Read the full review: JBL Flip 6
Ultimate Ears has really made a splash in the Bluetooth speaker market with a number of colourful, fun-sounding and portable models on its books. This is the small but mightily impressive 2019-release Wonderboom 2 – and because of its age, there are plenty of deals out there.
Battery life is 13 hours and a full charge takes just under three, although take note here, it charges via microUSB rather than the newer USB-C. It's waterproof, sandproof, dustproof and is also designed to float, so it should withstand the most lively of pool parties. Playback is controlled over a Bluetooth connection, but note that there's no mic for hands-free calling.
Sonically, the Wonderboom 2 is an exciting listen, with impressive bass given its small dimensions. It packs in plenty of detail and there's a fine sense of attack to make it easily one of the best sounding Bluetooth speakers you can buy for the money.
Read the full review: Ultimate Ears Wonderboom 2
It’s hard to imagine a home decor, backpack or personal taste that the Tribit Audio Stormbox Micro couldn’t merge in with happily. It's the size of a stack of drinks coasters, it's IP67 rated, there's a useful rubberised strap across the back of it and you can pair two of them in stereo mode.
You'll be pleasantly surprised by the bass clout the Tribit is able to deliver. Although a speaker of such dimensions is obviously limited in terms of bass weight, it does remarkably well; close your eyes while listening and you’ll picture a bigger product.
If your budget maxes out at £50 ($60), the Tribit is a splendid option. Similarly, if you only have a small zip compartment in the top of your backpack for a sonic travel companion, this speaker is worthy of that space. Take note, Ultimate Ears: a little-known brand called Tribit Audio produced a budget belter of a Bluetooth speaker.
Read the full review: Tribit Audio Stormbox Micro
The question of which voice assistant to bring into your home is largely a personal one. But by updating its most popular and affordable Echo device with this degree of skill, Amazon has laid down the most compelling case yet for choosing Alexa. Regardless of the Marmite aesthetic (yes, it looks like a little Magic 8-Ball) Alexa's responses are slightly quicker, the answers are much (much) clearer, and the sonic performance is better than ever.
It still needs to be plugged in to work (don't expect to take it hiking) but Amazon’s entry-level Bluetooth and wi-fi smart device has come a long way in terms of sound quality since the arrival of the first and second Dots – so much so, you could say Amazon has come a 'full circle’ in the smart speaker arena.
Read the full review: Amazon Echo Dot (4th Generation)
If you like the idea of a smart assistant combined with a simple music speaker, it’s hard to argue against the Amazon Echo Dot.
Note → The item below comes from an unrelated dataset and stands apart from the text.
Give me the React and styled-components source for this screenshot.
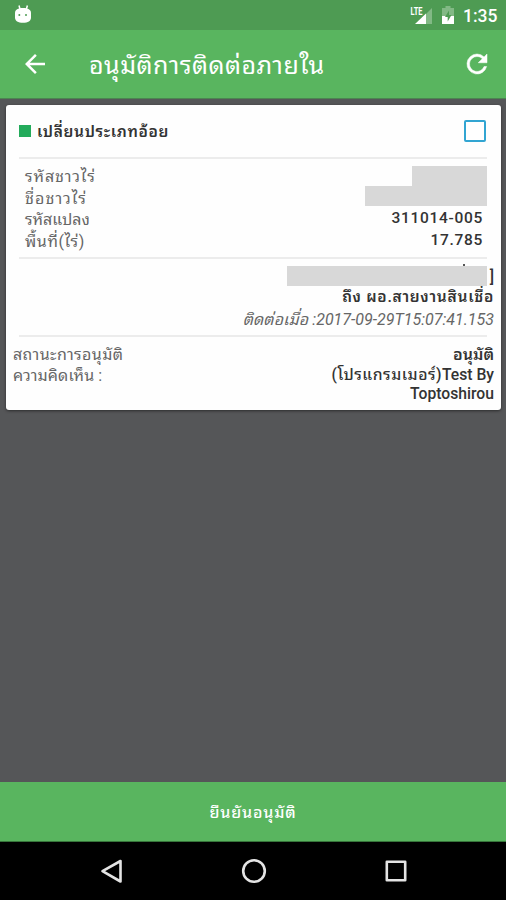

For not a lot of money, you get a whole load of smart voice functionality and decent sound with this slightly older (and thus, quite heavily discounted!) third-generation model.
It works well on its own or can be nicely integrated into myriad other smart home and AV products, bringing voice control and smart features just a command away. Sound quality is good too, making it even easier to recommend.
Read the full review: Amazon Echo Dot (3rd generation)
The diminutive, soap on a rope-styled Go 3 features Bluetooth 5.1 instead of 4.1 plus a maximum power output of 4.2W, up from 3W in the Go 2 (listed below). The one specification that hasn’t changed is the Go 3's stamina. It takes 2.5 hours to charge fully, and you can still only get five hours of playtime from it from a single charge.
If you can live with this, there's much to celebrate in the sound department at the level. The extra power and overhauled design have resulted in some solid sonic enhancements, and aesthetically it's perhaps even cuter than the original. We gave this iteration five stars for sound. Will five hours get you through a day at the beach or a lazy picnic in the park though? Probably best to take a wireless charger.
Read the full review: JBL Go 3
If all you want is a portable Bluetooth speaker that sounds as good as £100 can buy, you’ll struggle to better the Flip 5 or Flip 6 (above). Truly, JBL’s Flip offering sounds great for the price. If you don’t mind the lack of aux-in port or inbuilt microphone (as seen in the Flip 4) or the inability to partner it with older JBL speakers (the PartyBoost function is not backwards compatible with Connect+ enabled speakers, like the JBL Charge 4), it’s an excellent proposition for the money.
It may be low on added extras, but the Flip 5 gets away with it. Once you're actually listening to it, JBL's latest Flip easily betters the competition at the price – even the award-winner. The solid sonic chops JBL has managed to deliver at this level simply cannot be denied – which is why we gave it a What Hi-Fi? Award last year.
Read the full review: JBL Flip 5
How we test Bluetooth speakers
At What Hi-Fi?, we independently review hundreds of products every year, including the latest budget Bluetooth speakers hitting the market from JBL, Bose, Bang & Olufsen, Ultimate Ears and other renowned brands, plus propositions from lesser-known brands that catch our eye. So how do we come to our review verdicts – and most importantly, why should you trust them?
We have state-of-the-art testing facilities in the UK where our dedicated team of expert reviewers completes testing on every product that comes our way. Of course, with portability a priority for budget Bluetooth speakers, we make sure we spend several days putting the product through its paces in real-life, on-the-fly environments too.
We have price-appropriate competitors and class leaders (often our benchmark What Hi-Fi? Award winners) constantly on hand to compare and contrast every product we review with similarly priced ones, and we take considerable time to ensure every aspect of a product is tested thoroughly, from its performance to its battery life to its weatherproofness.
All verdicts are agreed upon by the team as a whole rather than a single reviewer, too, helping to ensure consistency and avoid individual subjectivity too.